§ **WHAT IS BEING ASKED**
Count the lines in the entries below that include the word "this". Give nothing but the number.

§ **PROVIDED RECORDS**

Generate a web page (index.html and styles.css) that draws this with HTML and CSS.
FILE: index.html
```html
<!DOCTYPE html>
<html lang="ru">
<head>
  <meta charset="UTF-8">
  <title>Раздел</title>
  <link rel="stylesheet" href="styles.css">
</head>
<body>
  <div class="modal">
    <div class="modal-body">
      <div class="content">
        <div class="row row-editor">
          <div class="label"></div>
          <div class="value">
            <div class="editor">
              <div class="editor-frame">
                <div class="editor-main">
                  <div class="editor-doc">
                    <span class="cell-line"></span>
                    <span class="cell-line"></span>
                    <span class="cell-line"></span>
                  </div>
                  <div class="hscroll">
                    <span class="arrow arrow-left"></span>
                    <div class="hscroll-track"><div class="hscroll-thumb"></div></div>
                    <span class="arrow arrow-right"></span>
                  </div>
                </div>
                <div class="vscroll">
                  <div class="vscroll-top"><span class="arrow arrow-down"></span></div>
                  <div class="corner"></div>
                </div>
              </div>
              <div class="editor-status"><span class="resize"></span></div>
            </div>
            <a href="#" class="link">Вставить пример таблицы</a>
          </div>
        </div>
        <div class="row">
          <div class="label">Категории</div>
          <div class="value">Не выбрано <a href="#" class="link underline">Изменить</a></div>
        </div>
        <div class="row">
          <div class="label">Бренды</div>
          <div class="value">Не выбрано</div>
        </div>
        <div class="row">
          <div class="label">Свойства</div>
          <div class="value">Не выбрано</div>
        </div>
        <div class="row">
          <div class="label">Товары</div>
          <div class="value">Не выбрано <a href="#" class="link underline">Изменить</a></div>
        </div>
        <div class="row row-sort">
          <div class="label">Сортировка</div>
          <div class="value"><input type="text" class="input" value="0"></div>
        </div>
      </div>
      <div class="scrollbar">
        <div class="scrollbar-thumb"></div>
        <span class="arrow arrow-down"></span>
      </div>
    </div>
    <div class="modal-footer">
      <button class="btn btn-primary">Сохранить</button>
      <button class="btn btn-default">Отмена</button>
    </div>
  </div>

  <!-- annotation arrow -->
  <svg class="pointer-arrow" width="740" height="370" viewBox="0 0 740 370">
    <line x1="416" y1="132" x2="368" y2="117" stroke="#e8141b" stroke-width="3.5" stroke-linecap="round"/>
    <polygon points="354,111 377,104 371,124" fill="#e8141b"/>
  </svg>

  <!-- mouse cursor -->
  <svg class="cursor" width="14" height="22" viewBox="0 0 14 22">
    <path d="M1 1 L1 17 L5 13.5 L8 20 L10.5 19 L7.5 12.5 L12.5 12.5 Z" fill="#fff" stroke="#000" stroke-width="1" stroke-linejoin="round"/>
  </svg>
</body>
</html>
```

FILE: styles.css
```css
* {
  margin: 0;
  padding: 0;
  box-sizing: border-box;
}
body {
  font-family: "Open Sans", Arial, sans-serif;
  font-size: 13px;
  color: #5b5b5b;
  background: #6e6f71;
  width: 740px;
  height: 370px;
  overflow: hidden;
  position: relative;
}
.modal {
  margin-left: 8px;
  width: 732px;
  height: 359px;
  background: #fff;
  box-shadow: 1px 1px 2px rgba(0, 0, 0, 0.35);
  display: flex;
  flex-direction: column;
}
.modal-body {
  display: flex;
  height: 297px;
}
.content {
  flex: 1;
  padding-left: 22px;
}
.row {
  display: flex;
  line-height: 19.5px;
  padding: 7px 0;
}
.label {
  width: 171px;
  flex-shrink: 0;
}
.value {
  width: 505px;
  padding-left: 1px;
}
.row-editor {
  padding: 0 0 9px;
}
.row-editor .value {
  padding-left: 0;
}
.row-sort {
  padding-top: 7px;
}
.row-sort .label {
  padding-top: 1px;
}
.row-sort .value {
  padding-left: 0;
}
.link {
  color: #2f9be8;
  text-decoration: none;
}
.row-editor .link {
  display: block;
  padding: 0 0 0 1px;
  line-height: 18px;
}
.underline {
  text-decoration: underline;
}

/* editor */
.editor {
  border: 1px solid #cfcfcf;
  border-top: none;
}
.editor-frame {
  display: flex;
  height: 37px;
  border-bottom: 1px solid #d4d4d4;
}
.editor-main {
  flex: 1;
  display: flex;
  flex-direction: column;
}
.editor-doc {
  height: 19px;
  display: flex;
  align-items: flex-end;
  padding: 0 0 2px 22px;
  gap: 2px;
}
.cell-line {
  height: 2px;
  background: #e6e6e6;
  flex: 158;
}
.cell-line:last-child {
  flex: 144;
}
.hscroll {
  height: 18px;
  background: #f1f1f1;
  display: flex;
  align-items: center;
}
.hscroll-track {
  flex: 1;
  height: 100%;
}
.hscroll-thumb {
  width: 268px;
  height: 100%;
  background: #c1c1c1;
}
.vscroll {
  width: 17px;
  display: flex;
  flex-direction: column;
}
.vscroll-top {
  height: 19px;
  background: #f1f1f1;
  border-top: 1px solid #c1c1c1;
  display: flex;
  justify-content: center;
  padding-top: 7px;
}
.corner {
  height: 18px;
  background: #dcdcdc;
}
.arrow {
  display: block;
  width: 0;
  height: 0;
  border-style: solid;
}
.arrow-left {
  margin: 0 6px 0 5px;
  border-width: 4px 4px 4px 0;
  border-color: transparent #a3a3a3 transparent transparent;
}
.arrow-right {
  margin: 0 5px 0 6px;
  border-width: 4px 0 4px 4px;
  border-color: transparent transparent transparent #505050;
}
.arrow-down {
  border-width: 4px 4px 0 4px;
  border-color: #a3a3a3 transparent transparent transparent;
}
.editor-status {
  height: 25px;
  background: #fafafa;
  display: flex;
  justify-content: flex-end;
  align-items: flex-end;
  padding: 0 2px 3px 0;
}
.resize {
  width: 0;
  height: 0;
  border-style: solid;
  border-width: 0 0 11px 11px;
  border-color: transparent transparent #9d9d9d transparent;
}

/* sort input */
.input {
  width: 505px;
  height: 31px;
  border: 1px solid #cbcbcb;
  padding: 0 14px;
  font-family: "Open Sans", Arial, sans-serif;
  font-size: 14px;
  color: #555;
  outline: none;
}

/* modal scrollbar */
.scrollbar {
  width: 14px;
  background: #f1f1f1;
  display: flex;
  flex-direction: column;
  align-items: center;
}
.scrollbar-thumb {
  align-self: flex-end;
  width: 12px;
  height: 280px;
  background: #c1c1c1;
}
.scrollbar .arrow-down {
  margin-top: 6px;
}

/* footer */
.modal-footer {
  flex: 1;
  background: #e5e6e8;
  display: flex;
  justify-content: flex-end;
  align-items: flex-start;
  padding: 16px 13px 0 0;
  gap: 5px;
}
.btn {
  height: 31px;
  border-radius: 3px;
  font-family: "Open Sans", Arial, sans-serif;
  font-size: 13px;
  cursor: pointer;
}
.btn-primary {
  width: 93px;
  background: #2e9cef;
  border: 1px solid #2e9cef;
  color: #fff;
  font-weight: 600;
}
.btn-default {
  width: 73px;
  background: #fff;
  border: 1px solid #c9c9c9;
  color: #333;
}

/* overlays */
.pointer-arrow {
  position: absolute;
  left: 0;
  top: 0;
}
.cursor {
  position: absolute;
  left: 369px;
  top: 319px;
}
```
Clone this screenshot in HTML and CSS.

§ **OUTPUT BELOW**
2